In recent years, research in sentiment classification has received considerable attention by
natural language processing researchers. Annotated sentiment corpora are the most important
resources used in sentiment classification. However, since most recent research works
in this field have focused on the English language, there are accordingly not enough annotated
sentiment resources in other languages. Manual construction of reliable annotated
sentiment corpora for a new language is a labour-intensive and time-consuming task.

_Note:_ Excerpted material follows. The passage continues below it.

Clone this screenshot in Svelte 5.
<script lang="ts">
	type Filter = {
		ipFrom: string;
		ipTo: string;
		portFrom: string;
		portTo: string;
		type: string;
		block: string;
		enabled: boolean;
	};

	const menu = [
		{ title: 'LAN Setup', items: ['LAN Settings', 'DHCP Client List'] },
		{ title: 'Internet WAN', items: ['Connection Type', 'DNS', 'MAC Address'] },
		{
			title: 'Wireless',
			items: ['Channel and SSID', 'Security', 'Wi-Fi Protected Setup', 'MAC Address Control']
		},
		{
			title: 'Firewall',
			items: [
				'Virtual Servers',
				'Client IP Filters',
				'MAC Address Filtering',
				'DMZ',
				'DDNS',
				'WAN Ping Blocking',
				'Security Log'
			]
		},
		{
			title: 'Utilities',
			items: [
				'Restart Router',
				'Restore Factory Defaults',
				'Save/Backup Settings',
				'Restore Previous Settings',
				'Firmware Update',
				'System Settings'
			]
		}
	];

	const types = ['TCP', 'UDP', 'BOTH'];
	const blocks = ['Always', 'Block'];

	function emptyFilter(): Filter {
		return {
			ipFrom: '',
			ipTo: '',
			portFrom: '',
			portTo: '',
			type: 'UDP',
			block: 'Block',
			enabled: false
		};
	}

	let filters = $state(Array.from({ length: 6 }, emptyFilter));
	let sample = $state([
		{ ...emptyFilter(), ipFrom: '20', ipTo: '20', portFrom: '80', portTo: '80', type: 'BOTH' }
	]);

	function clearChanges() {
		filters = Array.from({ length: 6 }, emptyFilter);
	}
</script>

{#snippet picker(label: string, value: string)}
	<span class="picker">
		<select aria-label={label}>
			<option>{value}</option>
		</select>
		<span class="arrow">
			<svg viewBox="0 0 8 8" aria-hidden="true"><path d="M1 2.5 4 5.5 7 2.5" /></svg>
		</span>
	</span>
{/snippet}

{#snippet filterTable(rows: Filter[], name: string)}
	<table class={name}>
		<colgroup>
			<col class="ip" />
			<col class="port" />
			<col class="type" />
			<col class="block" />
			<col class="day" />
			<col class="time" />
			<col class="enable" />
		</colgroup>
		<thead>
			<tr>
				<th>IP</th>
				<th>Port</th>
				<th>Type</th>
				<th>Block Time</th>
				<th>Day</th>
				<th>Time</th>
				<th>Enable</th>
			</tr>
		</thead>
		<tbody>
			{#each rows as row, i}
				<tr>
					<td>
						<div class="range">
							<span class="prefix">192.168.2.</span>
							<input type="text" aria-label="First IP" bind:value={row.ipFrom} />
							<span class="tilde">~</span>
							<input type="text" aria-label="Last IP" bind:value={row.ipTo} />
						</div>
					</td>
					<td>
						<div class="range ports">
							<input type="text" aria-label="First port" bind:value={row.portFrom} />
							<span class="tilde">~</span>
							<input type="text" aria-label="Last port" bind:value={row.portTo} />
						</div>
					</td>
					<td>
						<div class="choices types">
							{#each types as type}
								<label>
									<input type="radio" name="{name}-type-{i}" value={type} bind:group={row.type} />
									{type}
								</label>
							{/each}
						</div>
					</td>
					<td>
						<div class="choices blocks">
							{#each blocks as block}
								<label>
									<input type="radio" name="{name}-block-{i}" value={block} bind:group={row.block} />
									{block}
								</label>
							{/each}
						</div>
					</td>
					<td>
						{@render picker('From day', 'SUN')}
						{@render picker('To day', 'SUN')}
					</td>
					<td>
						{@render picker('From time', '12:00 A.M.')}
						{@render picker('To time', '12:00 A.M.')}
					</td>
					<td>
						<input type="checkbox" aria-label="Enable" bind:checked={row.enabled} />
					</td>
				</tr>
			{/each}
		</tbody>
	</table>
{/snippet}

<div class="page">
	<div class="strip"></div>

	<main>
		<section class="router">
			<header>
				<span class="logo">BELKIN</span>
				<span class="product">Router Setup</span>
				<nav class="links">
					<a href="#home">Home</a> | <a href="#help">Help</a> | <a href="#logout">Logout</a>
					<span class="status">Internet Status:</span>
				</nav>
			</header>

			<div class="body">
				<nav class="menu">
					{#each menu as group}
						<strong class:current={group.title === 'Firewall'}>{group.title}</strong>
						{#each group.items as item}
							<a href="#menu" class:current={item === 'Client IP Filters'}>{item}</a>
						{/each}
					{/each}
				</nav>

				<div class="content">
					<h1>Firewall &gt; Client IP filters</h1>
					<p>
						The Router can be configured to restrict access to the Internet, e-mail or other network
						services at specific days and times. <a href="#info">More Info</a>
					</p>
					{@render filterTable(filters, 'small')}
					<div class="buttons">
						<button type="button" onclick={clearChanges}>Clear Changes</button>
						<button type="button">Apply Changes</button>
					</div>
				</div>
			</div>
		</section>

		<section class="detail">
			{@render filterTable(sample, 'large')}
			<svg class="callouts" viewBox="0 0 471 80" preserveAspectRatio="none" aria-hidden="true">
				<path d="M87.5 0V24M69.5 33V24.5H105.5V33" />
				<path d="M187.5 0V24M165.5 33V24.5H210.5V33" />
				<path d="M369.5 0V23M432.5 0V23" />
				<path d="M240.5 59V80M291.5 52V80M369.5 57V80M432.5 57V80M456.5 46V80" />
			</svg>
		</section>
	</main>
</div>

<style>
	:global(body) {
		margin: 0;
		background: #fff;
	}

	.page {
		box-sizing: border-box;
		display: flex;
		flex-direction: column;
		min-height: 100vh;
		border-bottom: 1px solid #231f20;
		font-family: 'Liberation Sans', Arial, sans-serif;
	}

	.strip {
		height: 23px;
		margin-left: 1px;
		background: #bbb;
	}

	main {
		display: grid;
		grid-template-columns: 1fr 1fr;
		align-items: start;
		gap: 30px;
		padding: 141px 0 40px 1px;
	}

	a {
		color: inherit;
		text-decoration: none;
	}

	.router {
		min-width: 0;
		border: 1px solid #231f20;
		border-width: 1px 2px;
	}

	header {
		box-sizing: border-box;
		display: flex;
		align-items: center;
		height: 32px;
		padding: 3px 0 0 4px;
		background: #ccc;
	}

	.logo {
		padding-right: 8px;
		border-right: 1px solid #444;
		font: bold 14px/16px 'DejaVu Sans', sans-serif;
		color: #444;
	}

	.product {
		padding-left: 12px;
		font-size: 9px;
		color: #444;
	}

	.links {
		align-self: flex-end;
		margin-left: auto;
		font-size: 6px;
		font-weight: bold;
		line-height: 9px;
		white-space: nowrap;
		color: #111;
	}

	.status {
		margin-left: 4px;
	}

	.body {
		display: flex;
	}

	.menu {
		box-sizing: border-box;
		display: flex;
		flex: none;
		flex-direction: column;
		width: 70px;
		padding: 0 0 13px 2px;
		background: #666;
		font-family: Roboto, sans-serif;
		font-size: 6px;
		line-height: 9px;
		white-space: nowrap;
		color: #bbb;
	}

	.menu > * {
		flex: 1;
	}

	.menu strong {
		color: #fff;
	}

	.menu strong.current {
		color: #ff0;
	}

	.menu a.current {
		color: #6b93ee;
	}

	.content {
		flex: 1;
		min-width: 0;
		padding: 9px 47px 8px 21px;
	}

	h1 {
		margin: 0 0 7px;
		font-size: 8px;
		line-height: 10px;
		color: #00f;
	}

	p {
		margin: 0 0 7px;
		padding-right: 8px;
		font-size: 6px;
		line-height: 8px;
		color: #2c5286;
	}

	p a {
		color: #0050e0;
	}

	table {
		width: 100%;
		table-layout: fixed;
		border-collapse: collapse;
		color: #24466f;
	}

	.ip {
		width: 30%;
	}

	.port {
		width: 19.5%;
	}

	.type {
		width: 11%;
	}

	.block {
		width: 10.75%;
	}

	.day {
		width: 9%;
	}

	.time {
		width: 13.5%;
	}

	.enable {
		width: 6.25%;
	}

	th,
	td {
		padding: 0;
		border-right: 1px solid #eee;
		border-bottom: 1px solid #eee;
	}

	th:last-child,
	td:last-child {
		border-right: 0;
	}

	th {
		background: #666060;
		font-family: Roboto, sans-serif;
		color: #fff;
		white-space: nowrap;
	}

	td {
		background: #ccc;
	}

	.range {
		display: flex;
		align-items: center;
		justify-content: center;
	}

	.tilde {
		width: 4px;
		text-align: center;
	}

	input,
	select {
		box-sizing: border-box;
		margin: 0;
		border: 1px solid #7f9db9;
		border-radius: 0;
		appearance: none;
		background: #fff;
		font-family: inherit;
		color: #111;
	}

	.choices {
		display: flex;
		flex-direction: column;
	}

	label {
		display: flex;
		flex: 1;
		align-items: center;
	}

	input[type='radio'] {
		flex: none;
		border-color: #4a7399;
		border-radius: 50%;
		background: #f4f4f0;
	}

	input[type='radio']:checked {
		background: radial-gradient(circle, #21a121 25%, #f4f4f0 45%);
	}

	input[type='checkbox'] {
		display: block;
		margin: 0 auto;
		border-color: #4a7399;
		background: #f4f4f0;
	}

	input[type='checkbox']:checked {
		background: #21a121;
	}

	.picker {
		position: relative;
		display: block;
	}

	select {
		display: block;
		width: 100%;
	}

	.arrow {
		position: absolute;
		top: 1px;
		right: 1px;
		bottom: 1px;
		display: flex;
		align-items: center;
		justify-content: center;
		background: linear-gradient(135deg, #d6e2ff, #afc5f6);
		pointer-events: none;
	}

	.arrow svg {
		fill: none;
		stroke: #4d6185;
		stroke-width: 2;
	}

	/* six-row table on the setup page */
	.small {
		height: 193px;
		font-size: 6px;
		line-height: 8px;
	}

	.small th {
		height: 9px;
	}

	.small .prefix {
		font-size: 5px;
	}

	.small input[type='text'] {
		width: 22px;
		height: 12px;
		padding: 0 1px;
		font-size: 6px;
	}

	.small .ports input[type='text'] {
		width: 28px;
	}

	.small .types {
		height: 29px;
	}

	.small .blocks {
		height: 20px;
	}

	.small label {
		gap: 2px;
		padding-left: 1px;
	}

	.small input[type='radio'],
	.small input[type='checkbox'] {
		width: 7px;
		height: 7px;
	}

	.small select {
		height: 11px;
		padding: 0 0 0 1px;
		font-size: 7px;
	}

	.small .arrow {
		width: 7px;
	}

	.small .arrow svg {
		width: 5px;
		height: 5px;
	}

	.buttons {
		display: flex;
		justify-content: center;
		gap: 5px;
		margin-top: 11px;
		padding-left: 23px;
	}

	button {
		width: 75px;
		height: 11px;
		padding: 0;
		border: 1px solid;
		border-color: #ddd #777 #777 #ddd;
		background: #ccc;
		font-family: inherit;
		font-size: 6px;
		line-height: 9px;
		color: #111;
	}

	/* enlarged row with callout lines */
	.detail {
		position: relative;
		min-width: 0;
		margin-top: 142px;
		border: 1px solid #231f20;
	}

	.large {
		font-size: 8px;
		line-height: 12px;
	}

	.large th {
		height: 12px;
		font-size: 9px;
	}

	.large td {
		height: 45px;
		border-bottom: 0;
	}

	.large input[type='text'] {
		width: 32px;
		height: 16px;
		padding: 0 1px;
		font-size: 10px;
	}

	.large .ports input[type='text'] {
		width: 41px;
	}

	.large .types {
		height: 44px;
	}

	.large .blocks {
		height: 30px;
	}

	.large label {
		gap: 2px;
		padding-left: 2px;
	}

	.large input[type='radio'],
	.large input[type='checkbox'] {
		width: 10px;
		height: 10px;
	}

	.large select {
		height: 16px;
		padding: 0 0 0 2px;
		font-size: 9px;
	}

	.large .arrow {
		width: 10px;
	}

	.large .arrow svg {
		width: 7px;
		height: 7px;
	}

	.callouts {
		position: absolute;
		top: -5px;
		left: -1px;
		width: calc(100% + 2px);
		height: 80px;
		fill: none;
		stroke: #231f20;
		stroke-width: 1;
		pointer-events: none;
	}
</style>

Projection of sentiment corpus from one language into another language is a natural solution
used in cross-lingual sentiment classification. Automatic machine translation services
are the most commonly tools used to directly project information from one language into
another. However, since term distribution across languages may be different due to variations
in linguistic terms and writing styles, cross-lingual methods cannot reach the performance
of monolingual methods. In this paper, a novel learning model is proposed based on
the combination of uncertainty-based active learning and semi-supervised self-training
approaches to incorporate unlabelled sentiment documents from the target language in
order to improve the performance of cross-lingual methods. Further, in this model, the
density measures of unlabelled examples are considered in active learning part in order
to avoid outlier selection. The empirical evaluation on book review datasets in three different
languages shows that the proposed model can significantly improve the performance of
cross-lingual sentiment classification in comparison with other existing and baseline
methods.